We found only a weak association between COPD and the risk of stroke/TIA with an OR of 1.13 (95% CI 0.92–1.38). While the crude incidence rates in men with or without COPD were closely similar, COPD was associated with a 1.5-fold increased risk in women. Sidney et al. also reported a RR of 1.50 (95% CI 1.30–3.41) in women with COPD. [20] Truelsen et al. [32] explored the association between reduced lung function and the risk of stroke, resulting in ORs ranging between 1.00 and 1.38 for FEV1 values below 80% when compared to FEV1 values ≥100%. Hozawa et al. [33] did not find a significant association between airway obstruction and ischemic stroke. Engström et al. [31] did not observe a statistically significantly altered risk when they studied the association between low FEV1 and stroke. Two other longitudinal studies found only weak associations between COPD and stroke [18, 20]. Thus, COPD does not seem to substantially alter the risk of developing a first-time diagnosis of stroke. Whether the slightly different findings for MI and stroke/TIA risks in association with COPD indeed reflect a greater vulnerability of women, or whether this is due to residual confounding e.g. by smoking needs further investigation.

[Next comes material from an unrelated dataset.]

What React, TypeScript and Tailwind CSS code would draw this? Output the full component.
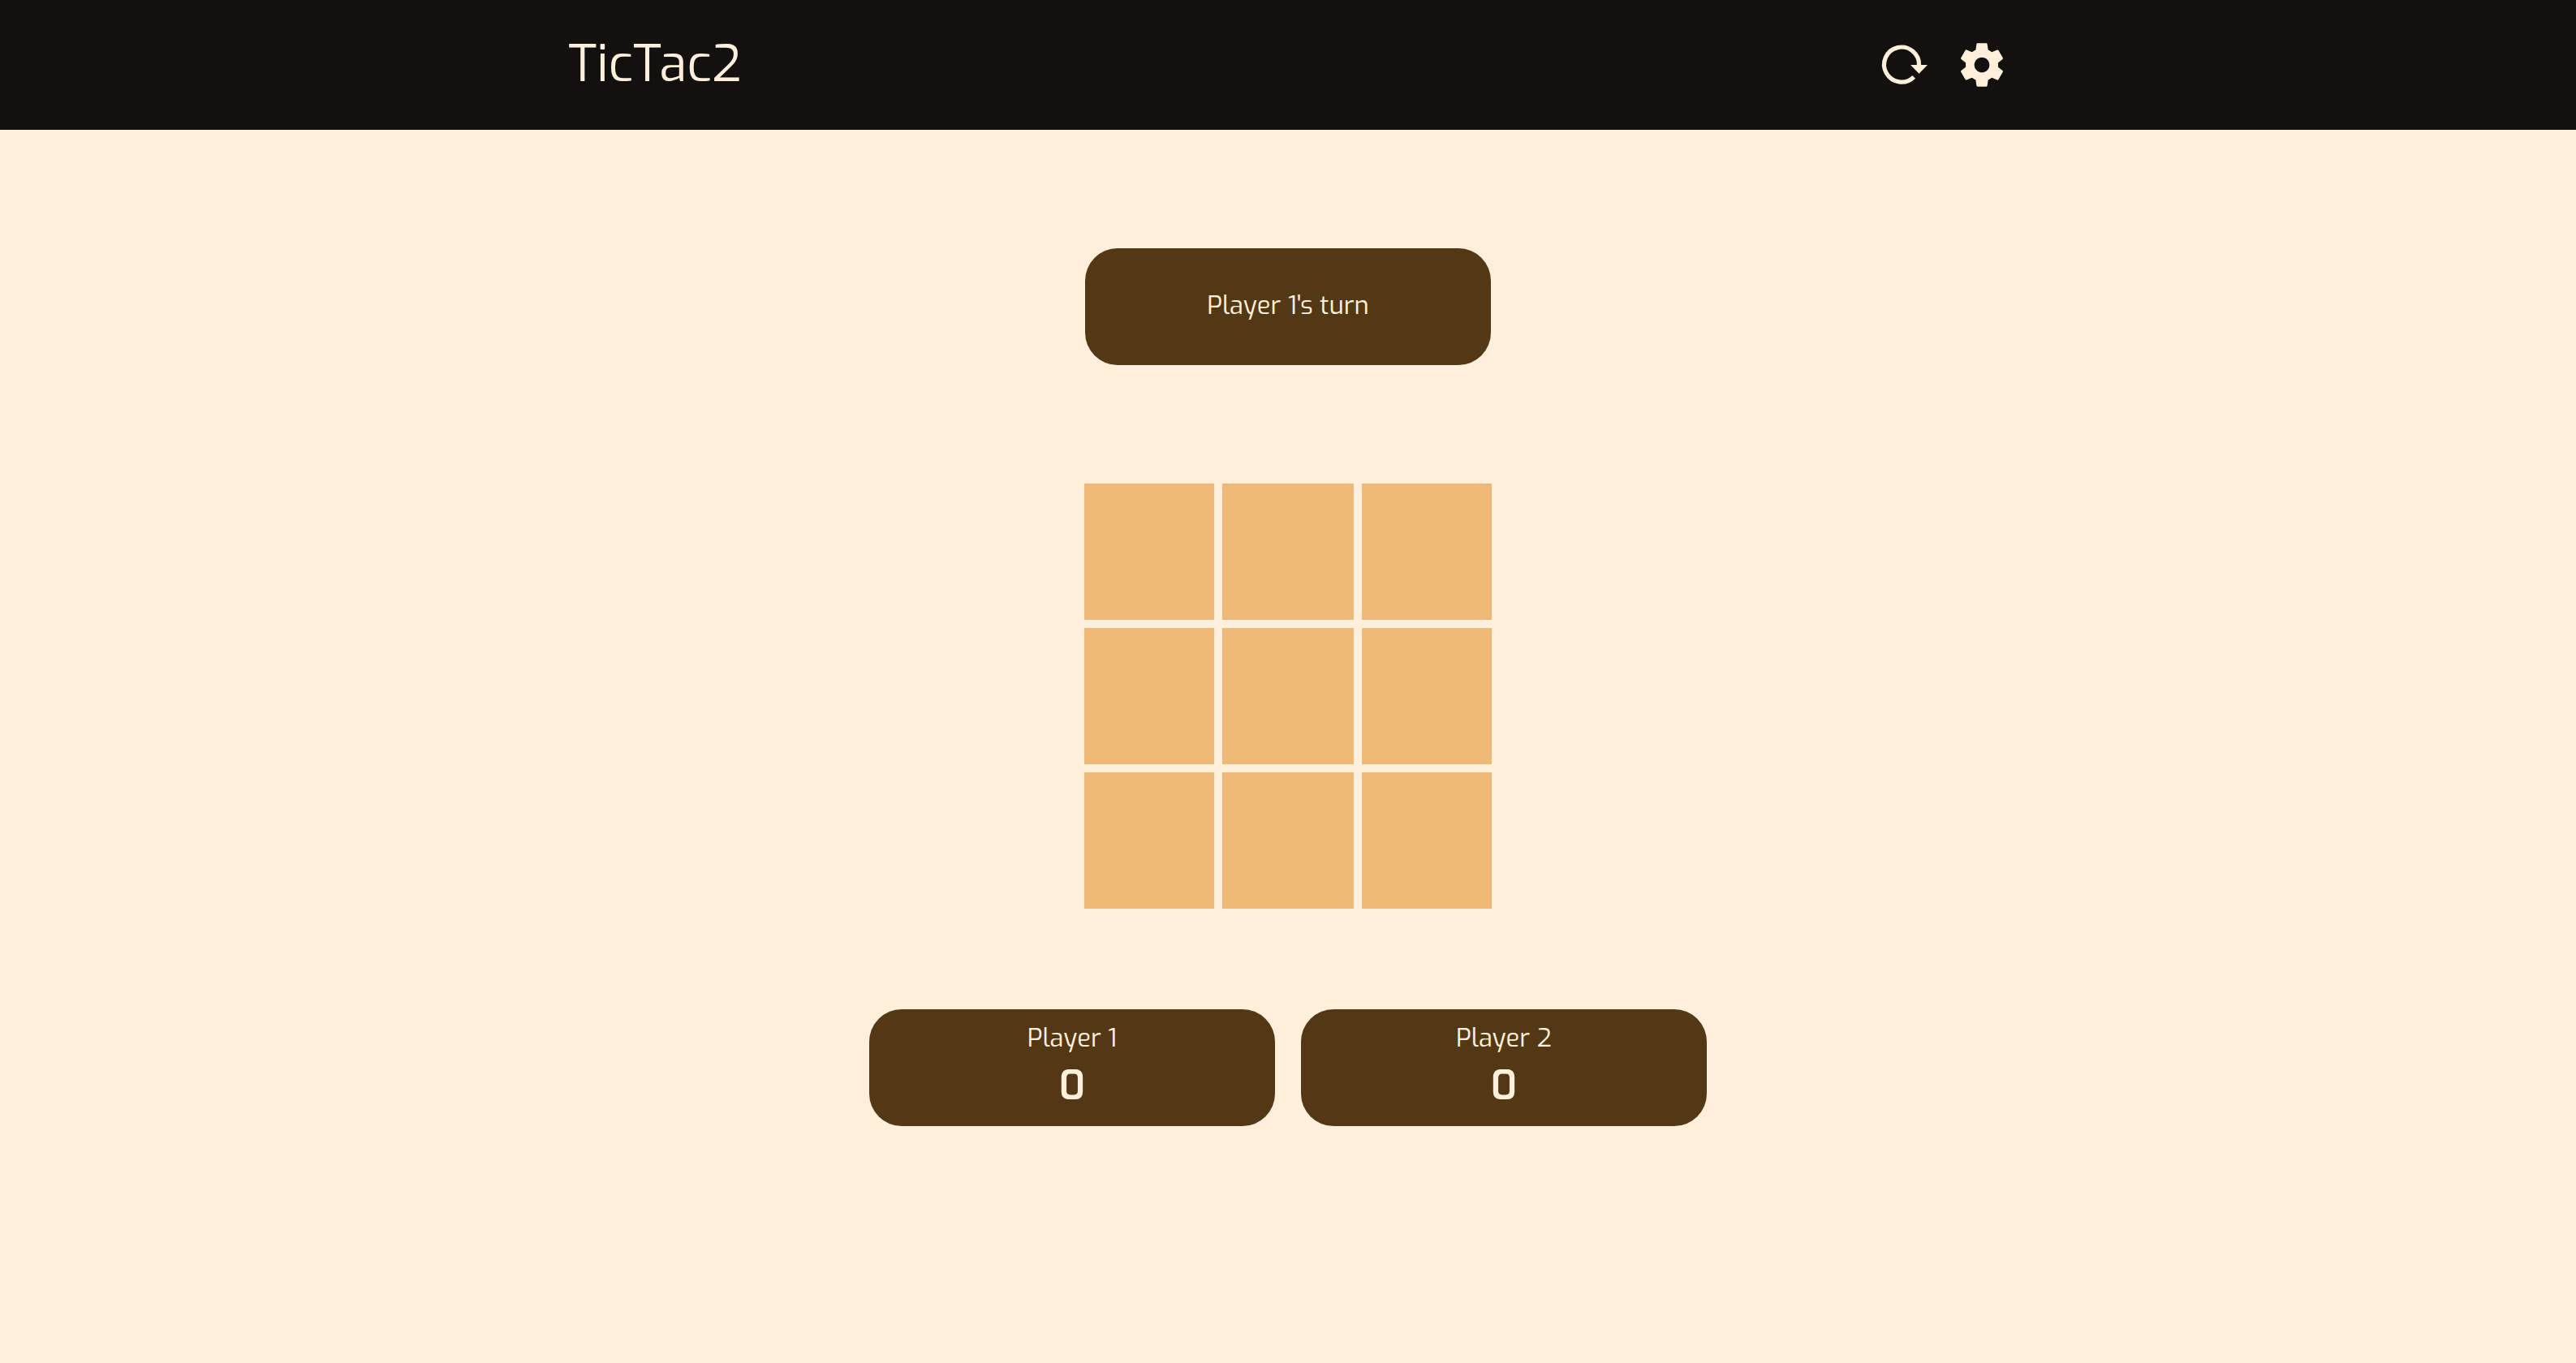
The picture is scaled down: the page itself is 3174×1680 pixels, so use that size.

Several limitations of our study need to be addressed. As this study is based on data from the primary-care setting, there is a possibility that we might have missed some cases with COPD, especially patients with milder forms of COPD who have not yet been diagnosed. Thus, our results only apply to GP-diagnosed COPD diagnoses, and the same holds true for the cardiovascular outcomes. However, as most of the cardiovascular outcomes in this study represent acute and rather severe diseases, we can assume that few cases with an outcome of interest would have been missed. We decided a priori to analyze only the first cardiovascular event during follow-up; the various cardiovascular outcomes are highly related to each other and their treatment and management is similar, thus a first episode of a cardiovascular outcome materially alters the risk of developing a second. It would have been desirable to have (more) information on potential risk factors for the outcomes such as immobility, disease severity or socioeconomic status. We assessed COPD severity using medication as a proxy in the nested case–control analysis, and we stratified the analyses by this parameter. However, we were not able to classify the large group of patients with moderate COPD (i.e. those with some pharmacological treatment) in more detail with these data. By matching cases and controls on practice, we controlled to some degree for socioeconomic status, as social deprivation shows a geographical pattern and therefore people from the same area are more likely to see the same GP. On the other hand, it is a strength of the this high-quality data source that it encompassed a large population with a considerably long follow-up of up to 10 years, and this database has already proven to be of high validity for studies of COPD and various cardiovascular outcomes. Another advantage of the GPRD, for example compared with other settings such as the study from the Kaiser Permanente Medical Care Program, is the availability of information on lifestyle factors, in this case particularly on smoking. Collecting information from different settings is important as the pattern and the impact of factors, such as smoking or health care system, may vary.